Mark Ronson & The Business Intl, record collection, review
7
SPIN Rating: 7 of 10
Release Date: September 24, 2010
Label: RCA

Celebrity DJ/superproducer/scenester/fashion plate/society boy Mark Ronson will never be a beloved man of the people. But his hugely successful R&B mash-up with Amy Winehouse was undeniable, and on his third solo album Ronson drops a fun hodgepodge of original material, the first on which he both writes and sings. Everyone this side of Jewel shows up — Q-Tip, Ghostface, Boy George, Simon Le Bon, D’Angelo, and a whole slew of “the guy from”s, as in the guy from Drums, the guy from the Zutons, the guy from Phantom Planet, on and on.

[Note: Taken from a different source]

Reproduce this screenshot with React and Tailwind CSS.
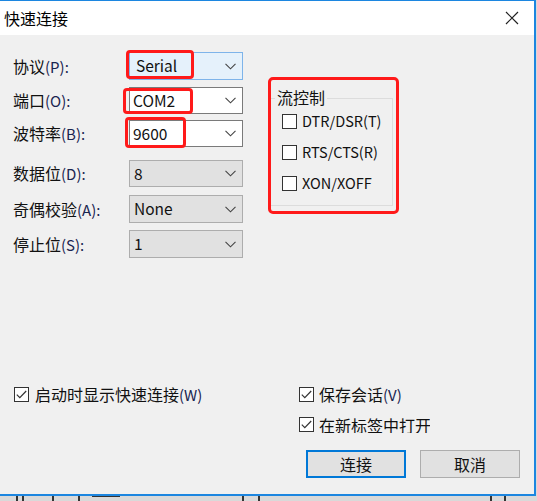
import React from 'react';

const font = { fontFamily: '"Noto Sans CJK SC", "Noto Sans", sans-serif' };

const Chevron = () => (
  <svg width="11" height="7" viewBox="0 0 11 7" className="shrink-0">
    <path d="M0.5 0.8 L5.5 5.8 L10.5 0.8" fill="none" stroke="#444" strokeWidth="1.1" />
  </svg>
);

const Combo = ({ value, kind, className = '' }) => {
  const styles = {
    focus: 'bg-[#e5f1fb] border-[#7eb4ea] pl-[6px]',
    edit: 'bg-white border-[#7a7a7a] pl-[3px]',
    plain: 'bg-[#e1e1e1] border-[#adadad] pl-[4px]',
  };
  return (
    <div
      className={`w-[114px] h-[27px] border flex items-center justify-between pr-[6px] text-[15.5px] text-[#111] ${styles[kind]} ${className}`}
    >
      <span className="leading-none">{value}</span>
      <Chevron />
    </div>
  );
};

const Check = ({ checked }) => (
  <span className="w-[15px] h-[15px] border border-[#333] bg-white flex items-center justify-center shrink-0">
    {checked && (
      <svg width="11" height="9" viewBox="0 0 11 9">
        <path d="M0.8 4.6 L3.8 7.6 L10.2 1" fill="none" stroke="#333" strokeWidth="1.2" />
      </svg>
    )}
  </span>
);

const rows = [
  { label: '协议', key: 'P', value: 'Serial', kind: 'focus', mt: 'mt-0', h: 'h-[28px]' },
  { label: '端口', key: 'O', value: 'COM2', kind: 'edit', mt: 'mt-[7px]', h: 'h-[27px]' },
  { label: '波特率', key: 'B', value: '9600', kind: 'edit', mt: 'mt-[6px]', h: 'h-[27px]' },
  { label: '数据位', key: 'D', value: '8', kind: 'plain', mt: 'mt-[13px]', h: 'h-[27px]' },
  { label: '奇偶校验', key: 'A', value: 'None', kind: 'plain', mt: 'mt-[8px]', h: 'h-[28px]' },
  { label: '停止位', key: 'S', value: '1', kind: 'plain', mt: 'mt-[7px]', h: 'h-[28px]' },
];

export default function App() {
  return (
    <div className="w-[537px] h-[501px] bg-[#d9d9d9] overflow-hidden relative" style={font}>
      <div className="w-[536px] h-[496px] flex flex-col border-t border-r-2 border-b-2 border-[#1c86e0] bg-white">
        {/* title bar */}
        <div className="h-[34px] flex items-center justify-between pl-[4px] pr-[15px] bg-white">
          <span className="text-[16px] text-black leading-none">快速连接</span>
          <svg width="14" height="14" viewBox="0 0 14 14">
            <path d="M1 1 L13 13 M13 1 L1 13" stroke="#222" strokeWidth="1.2" />
          </svg>
        </div>

        {/* body */}
        <div className="flex-1 bg-[#f0f0f0] relative flex flex-col">
          <div className="flex pt-[17px]">
            {/* left column */}
            <div className="flex flex-col pl-[13px]">
              {rows.map((r) => (
                <div key={r.key} className={`flex items-center ${r.mt} ${r.h}`}>
                  <span className="w-[116px] text-[16px] text-[#111] whitespace-nowrap">
                    {r.label}
                    <span className="text-[15px] text-[#1a2550]">({r.key}):</span>
                  </span>
                  <Combo value={r.value} kind={r.kind} className={r.h} />
                </div>
              ))}
            </div>

            {/* flow control group */}
            <div className="ml-[25px] mt-[46px] w-[125px] h-[108px] border border-[#dcdcdc] relative">
              <span className="absolute left-[6px] top-[-12px] bg-[#f0f0f0] px-[2px] text-[16px] text-[#111] leading-[20px]">
                流控制
              </span>
              <div className="flex flex-col pl-[13px] pt-[14px] gap-[15px]">
                {['DTR/DSR(T)', 'RTS/CTS(R)', 'XON/XOFF'].map((t) => (
                  <div key={t} className="flex items-center gap-[5px] h-[16px]">
                    <Check />
                    <span className="text-[14.5px] text-[#111] leading-none">{t}</span>
                  </div>
                ))}
              </div>
            </div>
          </div>

          {/* bottom */}
          <div className="flex-1" />
          <div className="flex pb-[16px]">
            <div className="w-[299px] pl-[14px] pt-[1px] shrink-0">
              <div className="flex items-center gap-[6px] h-[16px]">
                <Check checked />
                <span className="text-[16px] text-[#111] leading-none whitespace-nowrap">
                  启动时显示快速连接<span className="text-[15px] text-[#1a2550]">(W)</span>
                </span>
              </div>
            </div>
            <div className="flex flex-col">
              <div className="flex items-center gap-[5px] h-[16px] mt-[1px]">
                <Check checked />
                <span className="text-[16px] text-[#111] leading-none whitespace-nowrap">
                  保存会话<span className="text-[15px] text-[#1a2550]">(V)</span>
                </span>
              </div>
              <div className="flex items-center gap-[5px] h-[17px] mt-[14px] w-[131px] overflow-hidden">
                <Check checked />
                <span className="text-[16px] text-[#111] leading-none whitespace-nowrap">在新标签中打开</span>
              </div>
              <div className="flex gap-[14px] mt-[17px] ml-[7px]">
                <button className="w-[100px] h-[28px] border-2 border-[#0078d7] bg-[#e1e1e1] text-[16px] text-[#111] leading-none">
                  连接
                </button>
                <button className="w-[100px] h-[28px] border border-[#adadad] bg-[#e1e1e1] text-[16px] text-[#111] leading-none">
                  取消
                </button>
              </div>
            </div>
          </div>

          {/* red annotation boxes */}
          <div className="absolute left-[126px] top-[15px] w-[68px] h-[29px] border-[3px] border-[#ff1a1a] rounded-[4px]" />
          <div className="absolute left-[123px] top-[53px] w-[70px] h-[26px] border-[3px] border-[#ff1a1a] rounded-[4px]" />
          <div className="absolute left-[125px] top-[82px] w-[61px] h-[31px] border-[3px] border-[#ff1a1a] rounded-[4px]" />
          <div className="absolute left-[268px] top-[42px] w-[131px] h-[137px] border-[3px] border-[#ff1a1a] rounded-[5px]" />
        </div>
      </div>

      {/* background window peeking below */}
      <div className="h-[5px] overflow-hidden relative">
        <div className="absolute top-[-1px] left-[16px] w-[8px] h-[6px] border-x-2 border-[#333]" />
        <div className="absolute top-[-1px] left-[52px] w-[28px] h-[6px] border-x-2 border-[#333]" />
        <div className="absolute top-[-1px] left-[92px] w-[28px] h-[3px] border-t-2 border-[#333]" />
        <div className="absolute top-[-1px] left-[242px] w-[18px] h-[6px] border-x-2 border-[#333]" />
        <div className="absolute top-[-1px] left-[490px] w-[16px] h-[6px] border-x-2 border-[#333]" />
      </div>
    </div>
  );
}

Wisely, the album flows like a mixtape rather than a stab at artistic self-definition, with Brooklyn funk band the Dap Kings laying down a unifying groove and Ronson’s love of vintage ’80s synthesizers providing a stylistic through line. On “Bang Bang Bang,” Q-Tip and dance-pop ingénue MNDR get together for some sunny, loopy new wave. “The Bike Song” marries mid-’60s psych cuteness with early-’80s synth goop. The Pipettes’ Rose Elino Dougal gets the Winehouse role and nails two lush, delicate songs, “Hey Boy” and “Last Night.”

Ronson isn’t much of a singer, but his irony bone swings in the right direction. “Record Collection,” his title-track collaboration with Le Bon, features the line, “Drive around cities in a chariot / Get preferential treatment at the Marriott.” You should see how they treat him at the W.